The Askariya shrine in Samarra, 95 kilometers north of Baghdad, is one of the holiest places for Shiites. The first attack that destroyed its golden dome unleashed a flood of reprisals - of Shiite death-squad murders of Sunnis, and Sunni bombing attacks on Shiites. At least 34,000 civilians died in last year's violence, the United Nations reported.
Despite heightened security put in place after the February 2006 bombing, suspected al-Qaida militants managed to infiltrate the compound and bring down its two minarets in June.
For many Shiites, the two minarets were symbols of resilience in the face of a tireless Sunni insurgency - and the attack dealt a bold blow to hopes for reconciliation.
Also Sunday, six gunmen were killed and ten others arrested during clashes with Iraqi soldiers in Mosul, 360 kilometers northwest of Baghdad, the Iraqi Army said. Brig. Mutaa al-Khazrachi said the fighting erupted at about 11 a.m., when an Iraqi Army patrol was ambushed in the city's eastern neighborhood of al-Antissar.
Fierce fighting was reported in northwest Baghdad around midday Sunday between Iraqi soldiers and members of the Mahdi Army, a militia loyal to anti-American cleric Muqtada al-Sadr.

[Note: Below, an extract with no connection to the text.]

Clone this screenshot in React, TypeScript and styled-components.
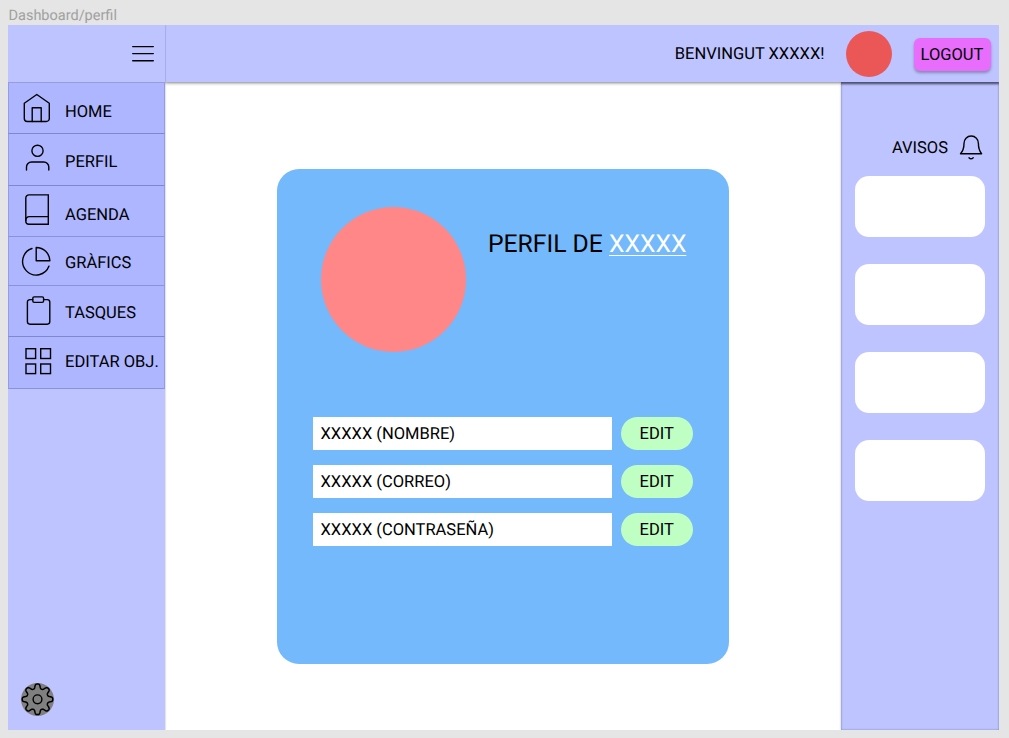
import React from "react";
import styled, { createGlobalStyle } from "styled-components";

const GlobalStyle = createGlobalStyle`
  * { box-sizing: border-box; }
  body { margin: 0; background: #e5e5e5; font-family: Roboto, "Liberation Sans", sans-serif; font-size: 16.5px; color: #000; text-rendering: geometricPrecision; }
  button { font: inherit; color: inherit; border: 0; padding: 0; }
  svg { display: block; flex: none; }
`;

const Page = styled.div`
  width: 1009px;
  height: 738px;
  padding: 0 10px 8px 8px;
  display: flex;
  flex-direction: column;
  overflow: hidden;
`;

const FrameLabel = styled.div`
  height: 25px;
  padding: 7px 0 0 0.5px;
  font-size: 14.5px;
  line-height: 17px;
  color: #a0a0a0;
`;

const Frame = styled.div`
  width: 991px;
  height: 705px;
  display: grid;
  grid-template-columns: 157px 1fr;
  background: #fff;
  overflow: hidden;
`;

const Sidebar = styled.aside`
  display: flex;
  flex-direction: column;
  background: #bec4ff;
  box-shadow: 0 0 1.5px rgba(0, 0, 0, 0.4);
  z-index: 2;
`;

const MenuBar = styled.div`
  height: 57px;
  padding: 20px 11px 0 0;
  display: flex;
  justify-content: flex-end;
`;

const NavList = styled.nav`
  display: flex;
  flex-direction: column;
`;

const NavItem = styled.a<{ $height: number; $heavy?: boolean }>`
  height: ${(p) => p.$height}px;
  display: flex;
  align-items: flex-start;
  background: #aeb6ff;
  border: 1px solid #959ce4;
  border-top: 0;
  border-bottom: 1px solid ${(p) => (p.$heavy ? "#7f87cf" : "#8a92da")};
  padding-left: 10px;

  &:first-child {
    box-shadow: inset 0 1px 0 #959ce4;
  }
`;

const IconSlot = styled.span<{ $top: number }>`
  width: 46px;
  padding-top: ${(p) => p.$top}px;
`;

const NavLabel = styled.span<{ $top: number }>`
  padding-top: ${(p) => p.$top}px;
  line-height: 20px;
  white-space: nowrap;
`;

const Settings = styled.button`
  width: 33px;
  height: 33px;
  margin: auto 0 14px 13px;
  border-radius: 50%;
  background: #808080;
`;

const Workspace = styled.div`
  display: flex;
  flex-direction: column;
  min-width: 0;
`;

const Header = styled.header`
  height: 57px;
  flex: none;
  display: flex;
  align-items: center;
  justify-content: flex-end;
  padding-right: 8.5px;
  background: #bec4ff;
  box-shadow: 0 1px 3px rgba(0, 0, 0, 0.5);
  z-index: 1;
`;

const Welcome = styled.span`
  line-height: 20px;
  margin: 2px 21.5px 0 0;
`;

const Avatar = styled.div`
  width: 46px;
  height: 46px;
  border-radius: 50%;
  background: #eb5757;
`;

const Logout = styled.button`
  width: 77px;
  height: 33px;
  margin: 1px 0 0 21.5px;
  border-radius: 6px;
  background: #e86dfd;
  box-shadow: 0 2px 3px rgba(0, 0, 0, 0.3);
`;

const Body = styled.div`
  flex: 1;
  display: grid;
  grid-template-columns: 1fr 158px;
`;

const Main = styled.main`
  padding: 87px 0 0 112px;
`;

const Card = styled.section`
  width: 452px;
  height: 494.5px;
  padding: 38px 36px 0 36px;
  border-radius: 22px;
  background: #74b9fb;
`;

const ProfileHead = styled.div`
  display: flex;
  gap: 22px;
  padding-left: 8px;
`;

const Portrait = styled.div`
  width: 145px;
  height: 145px;
  border-radius: 50%;
  background: #ff8787;
`;

const Title = styled.h1`
  margin: 23px 0 0;
  font-size: 24.7px;
  font-weight: 400;
  line-height: 30px;
  white-space: nowrap;
`;

const Name = styled.span`
  color: #fff;
  text-decoration: underline;
  text-decoration-thickness: 1.3px;
  text-underline-offset: 2.5px;
`;

const Fields = styled.div`
  display: flex;
  flex-direction: column;
  gap: 15px;
  margin-top: 65px;
`;

const FieldRow = styled.div`
  height: 33px;
  display: flex;
  gap: 9px;
`;

const Field = styled.div`
  width: 299px;
  padding: 1px 0 0 7.5px;
  background: #fff;
  line-height: 34px;
`;

const EditButton = styled.button`
  width: 71.5px;
  border-radius: 17px;
  background: #bfffc4;
`;

const Notices = styled.aside`
  display: flex;
  flex-direction: column;
  gap: 27px;
  padding: 52px 14px 0;
  background: #bec4ff;
  box-shadow: inset 0 0 2px rgba(60, 65, 120, 0.55), inset 0 3px 1.5px -0.5px #8085b5, 0 0 2px rgba(0, 0, 0, 0.25);
`;

const NoticesTitle = styled.div`
  display: flex;
  justify-content: flex-end;
  gap: 11px;
  padding-right: 2px;
  height: 42px;
  margin-bottom: -27px;
  line-height: 29px;
`;

const Notice = styled.div`
  height: 61px;
  flex: none;
  border-radius: 14px;
  background: #fff;
`;

const Icon = ({ size = 36, children }: { size?: number; children: React.ReactNode }) => (
  <svg width={size} height={size} viewBox={`0 0 ${size} ${size}`} fill="none" stroke="#000" strokeWidth="1.4" strokeLinecap="round" strokeLinejoin="round">
    {children}
  </svg>
);

const items = [
  {
    label: "HOME", height: 52, heavy: true, icon: 8, text: 21,
    art: (<><path d="M17.8 4.5 5.3 13.2V28.5a3 3 0 0 0 3 3H27.3a3 3 0 0 0 3-3V13.2Z" /><path d="M13.2 31.5V17.8h9v13.7" /></>),
  },
  {
    label: "PERFIL", height: 52, heavy: true, icon: 6, text: 19,
    art: (<><circle cx="18.5" cy="10.8" r="5.6" /><path d="M7.5 30v-3a5 5 0 0 1 5-5h12.3a5 5 0 0 1 5 5v3" /></>),
  },
  {
    label: "AGENDA", height: 51, icon: 6, text: 20,
    art: (<><path d="M29.3 2.9H10a3.2 3.2 0 0 0-3.2 3.2V29a3.2 3.2 0 0 0 3.2 3.2H29.3Z" strokeLinejoin="miter" /><path d="M6.8 28.5a3.5 3.5 0 0 1 3.5-3.9h19" /></>),
  },
  {
    label: "GRÀFICS", height: 49, icon: 6, text: 17,
    art: (<><path d="M17.2 4.5V17.7H30.9A13.8 13.8 0 0 0 17.2 4.5Z" /><path d="M13 5.5A13.6 13.6 0 1 0 30 23.1" /></>),
  },
  {
    label: "TASQUES", height: 51, heavy: true, icon: 7, text: 18,
    art: (<><path d="M13.7 6.6H11a2.6 2.6 0 0 0-2.6 2.6v19.4A2.6 2.6 0 0 0 11 31.2h17.2a2.6 2.6 0 0 0 2.6-2.6V9.2a2.6 2.6 0 0 0-2.6-2.6h-3.5" /><rect x="13.8" y="3.9" width="10.8" height="5.5" rx="1.4" /></>),
  },
  {
    label: "EDITAR OBJ.", height: 52, icon: 6, text: 16,
    art: (<g strokeLinejoin="miter"><rect x="7" y="5.7" width="9.6" height="9.8" /><rect x="21.7" y="5.7" width="9.8" height="9.8" /><rect x="7" y="21" width="9.6" height="9.6" /><rect x="21.7" y="21" width="9.8" height="9.6" /></g>),
  },
];

const gearPath =
  Array.from({ length: 192 }, (_, i) => {
    const a = (i / 192) * Math.PI * 2;
    const r = 13.1 + (2.2 * Math.tanh(1.7 * Math.cos(8 * a))) / Math.tanh(1.7);
    return `${i ? "L" : "M"}${(16.5 + r * Math.cos(a)).toFixed(2)} ${(16.3 + r * Math.sin(a)).toFixed(2)}`;
  }).join("") + "Z";

export default function App() {
  return (
    <>
      <GlobalStyle />
      <Page>
        <FrameLabel>Dashboard/perfil</FrameLabel>
        <Frame>
          <Sidebar>
            <MenuBar>
              <svg width="22" height="18" fill="none" stroke="#000" strokeWidth="1.4" strokeLinecap="round">
                <path d="M.7 1.6h20.6M.7 8.6h20.6M.7 15.7h20.6" />
              </svg>
            </MenuBar>
            <NavList>
              {items.map((it) => (
                <NavItem key={it.label} $height={it.height} $heavy={it.heavy}>
                  <IconSlot $top={it.icon}><Icon>{it.art}</Icon></IconSlot>
                  <NavLabel $top={it.text}>{it.label}</NavLabel>
                </NavItem>
              ))}
            </NavList>
            <Settings aria-label="Configuració">
              <Icon size={33}>
                <path d={gearPath} strokeWidth="1.5" />
                <circle cx="16.5" cy="16.3" r="4.4" />
              </Icon>
            </Settings>
          </Sidebar>
          <Workspace>
            <Header>
              <Welcome>BENVINGUT XXXXX!</Welcome>
              <Avatar />
              <Logout>LOGOUT</Logout>
            </Header>
            <Body>
              <Main>
                <Card>
                  <ProfileHead>
                    <Portrait />
                    <Title>PERFIL DE <Name>XXXXX</Name></Title>
                  </ProfileHead>
                  <Fields>
                    {["NOMBRE", "CORREO", "CONTRASEÑA"].map((f) => (
                      <FieldRow key={f}>
                        <Field>XXXXX ({f})</Field>
                        <EditButton>EDIT</EditButton>
                      </FieldRow>
                    ))}
                  </Fields>
                </Card>
              </Main>
              <Notices>
                <NoticesTitle>
                  AVISOS
                  <svg width="24" height="27" fill="none" stroke="#000" strokeWidth="1.4" strokeLinecap="round" strokeLinejoin="round">
                    <path d="M1.5 19.7C4.5 16.5 5 13.5 5 9.5A7.2 7.2 0 0 1 12.2 2a7.2 7.2 0 0 1 7.2 7.5c0 4 .5 7 3.2 10.2Z" />
                    <path d="M10 23.7q2 2.2 4.2 0" />
                  </svg>
                </NoticesTitle>
                <Notice />
                <Notice />
                <Notice />
                <Notice />
              </Notices>
            </Body>
          </Workspace>
        </Frame>
      </Page>
    </>
  );
}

It began when gunmen attacked the convoy of Sheik Hazim al-Araji, one of al-Sadr's aides, after noon prayers in the Kazimiyah neighborhood, police said. Five of al-Araji's bodyguards were injured, but the sheik escaped unharmed, an officer said on condition of anonymity, out of security concerns.
The US military said its troops killed four suspects and detained seven others in operations across the country Sunday targeting al-Qaida in Iraq.